A Trio of Free Tree Talks

Tree’s for Devon – Autumn webinars

This autumn, the Woodland Trust is delighted to present a trio of tree talks on behalf of the LNP’s ‘Trees for Devon’ initiative. Along with Devon Wildlife Trust and the Woodland Trust, we will be hosting a series of online webinars on the themes of woodland creation, ash dieback and woodland restoration.


From why to how: Expanding Devon’s woodlands with the right tree in the right place
Speakers: Heather Elgar, Woodland Trust and Kate Tobin, Forestry Commission
There is a welcome surge of interest in tree planting in response to the climate emergency. In this webinar Heather and Kate will consider critical issues such as: choosing the right species and the right places to plant; understanding markets; regulations and incentives; the role of natural regeneration; the impact of pests and diseases; and protection of existing wildlife habitats.

Ash dieback

Ash dieback and Saving Devon’s Treescapes
Speakers: Rob Wolton from the Devon Ash Dieback Resilience Forum and Rosie Cotgreave from Saving Devon’s Treescapes
Devon’s treescapes are stunning and crucial habitats for so much wildlife. But they have been in decline for many decades and are now facing a new threat from ash dieback. A disease that is sadly estimated will kill at least 90% of Devon’s ash trees in the coming years.

The Saving Devon’s Treescapes project, a new initiative led by Devon Wildlife Trust on behalf of the Devon Ash Dieback Resilience Forum, is here to provide hope and action in the face of these alarming changes. In this talk Rob and Rosie will explore what we know so far about ash dieback as well as looking into what is being done to save Devon’s treescapes.

Ancient Woodland Restoration

Ancient Woodland Restoration in Action – 5 years at Fingle Woods
Speakers: David Rickwood from the Woodland Trust will be joined by a number of the forestry contractors who are involved in the restoration
Ancient woodland is the UK’s most biodiverse land habitat (having been present since at least 1600) and is the natural world’s equivalent of a Grade I listed building. It now covers just 2.4% of the UK and almost 40% of what we have left has been replanted with non-native trees, causing dense shade across the woodland floor, making it inhospitable for native plants and animals.
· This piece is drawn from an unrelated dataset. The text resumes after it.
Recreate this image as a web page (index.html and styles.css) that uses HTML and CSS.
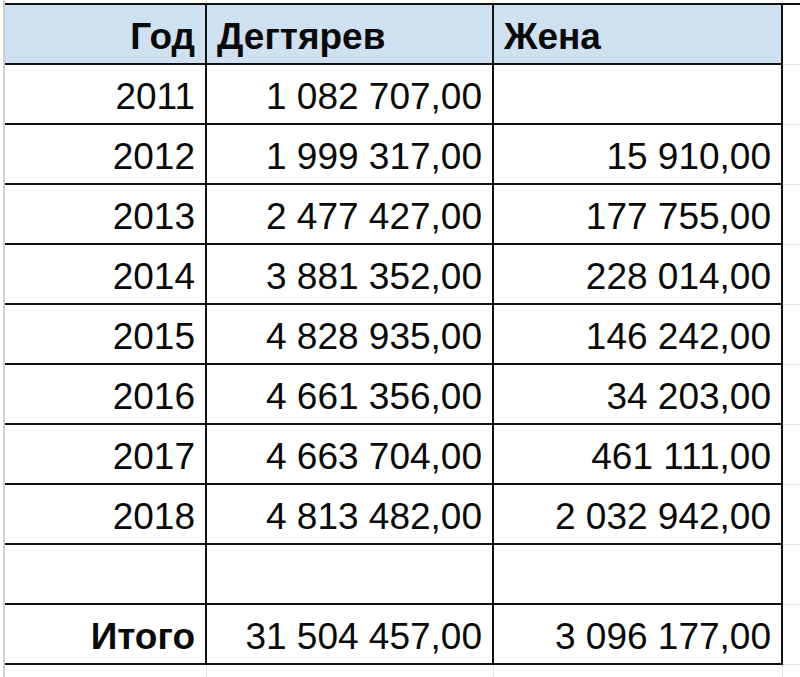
FILE: index.html
```html
<!DOCTYPE html>
<html lang="ru">
<head>
<meta charset="utf-8">
<title>Доходы</title>
<link rel="stylesheet" href="styles.css">
</head>
<body>
<div class="sheet">
  <table class="grid">
    <colgroup>
      <col class="c-year">
      <col class="c-main">
      <col class="c-wife">
      <col class="c-rest">
    </colgroup>
    <tbody>
      <tr class="pad-top"><td></td><td></td><td></td><td class="rest"></td></tr>
      <tr class="head">
        <td class="num b">Год</td>
        <td class="txt b">Дегтярев</td>
        <td class="txt b">Жена</td>
        <td class="rest"></td>
      </tr>
      <tr><td class="num">2011</td><td class="num">1 082 707,00</td><td class="num"></td><td class="rest"></td></tr>
      <tr><td class="num">2012</td><td class="num">1 999 317,00</td><td class="num">15 910,00</td><td class="rest"></td></tr>
      <tr><td class="num">2013</td><td class="num">2 477 427,00</td><td class="num">177 755,00</td><td class="rest"></td></tr>
      <tr><td class="num">2014</td><td class="num">3 881 352,00</td><td class="num">228 014,00</td><td class="rest"></td></tr>
      <tr><td class="num">2015</td><td class="num">4 828 935,00</td><td class="num">146 242,00</td><td class="rest"></td></tr>
      <tr><td class="num">2016</td><td class="num">4 661 356,00</td><td class="num">34 203,00</td><td class="rest"></td></tr>
      <tr><td class="num">2017</td><td class="num">4 663 704,00</td><td class="num">461 111,00</td><td class="rest"></td></tr>
      <tr><td class="num">2018</td><td class="num">4 813 482,00</td><td class="num">2 032 942,00</td><td class="rest"></td></tr>
      <tr><td class="num"></td><td class="num"></td><td class="num"></td><td class="rest"></td></tr>
      <tr><td class="num b">Итого</td><td class="num">31 504 457,00</td><td class="num">3 096 177,00</td><td class="rest"></td></tr>
      <tr class="pad-bottom"><td></td><td></td><td></td><td class="rest"></td></tr>
    </tbody>
  </table>
</div>
</body>
</html>
```

FILE: styles.css
```css
html, body {
  margin: 0;
  padding: 0;
  background: #ffffff;
  overflow: hidden;
}

.sheet {
  margin-left: 3px;
  border-left: 2px solid #cfcfcf;
  height: 677px;
  font-family: "Liberation Sans", Arial, sans-serif;
  color: #0a0a0a;
}

.grid {
  border-collapse: collapse;
  table-layout: fixed;
  width: 820px;
}

.c-year { width: 201px; }
.c-main { width: 287px; }
.c-wife { width: 289px; }
.c-rest { width: 43px; }

.grid td {
  height: 50px;
  padding: 0 10px 8px 10px;
  font-size: 37px;
  line-height: 37px;
  vertical-align: bottom;
  white-space: nowrap;
  border: 2px solid #111111;
  border-left: none;
}

.grid td.num { text-align: right; }
.grid td.txt { text-align: left; }
.grid td.b { font-weight: bold; }

.grid tr.head td { background: #cfe0f1; }
.grid tr.head td.rest { background: transparent; }

.grid td.rest {
  border: none;
  border-bottom: 1px solid #e3e3e3;
  border-top: 1px solid #e3e3e3;
}

.grid tr.pad-top td {
  height: 3px;
  padding: 0;
  border-top: none;
  border-bottom: 2px solid #111111;
  border-right: 1px solid #e3e3e3;
}

.grid tr.pad-bottom td {
  height: 12px;
  padding: 0;
  border-bottom: none;
  border-right: 1px solid #e3e3e3;
}

.grid tr.pad-top td.rest,
.grid tr.pad-bottom td.rest {
  border-right: none;
}
```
However, careful restoration can remove these threats, enabling natural regeneration of native trees and plants and helping wildlife to thrive.

Fingle Woods is one of the largest ancient woodland restoration projects in the UK. David Rickwood, the Project Manager, will take you on a virtual guided tour of the site that will share best practice and provide an opportunity to see restoration in action, including Heavy Horses and mobile sawmilling.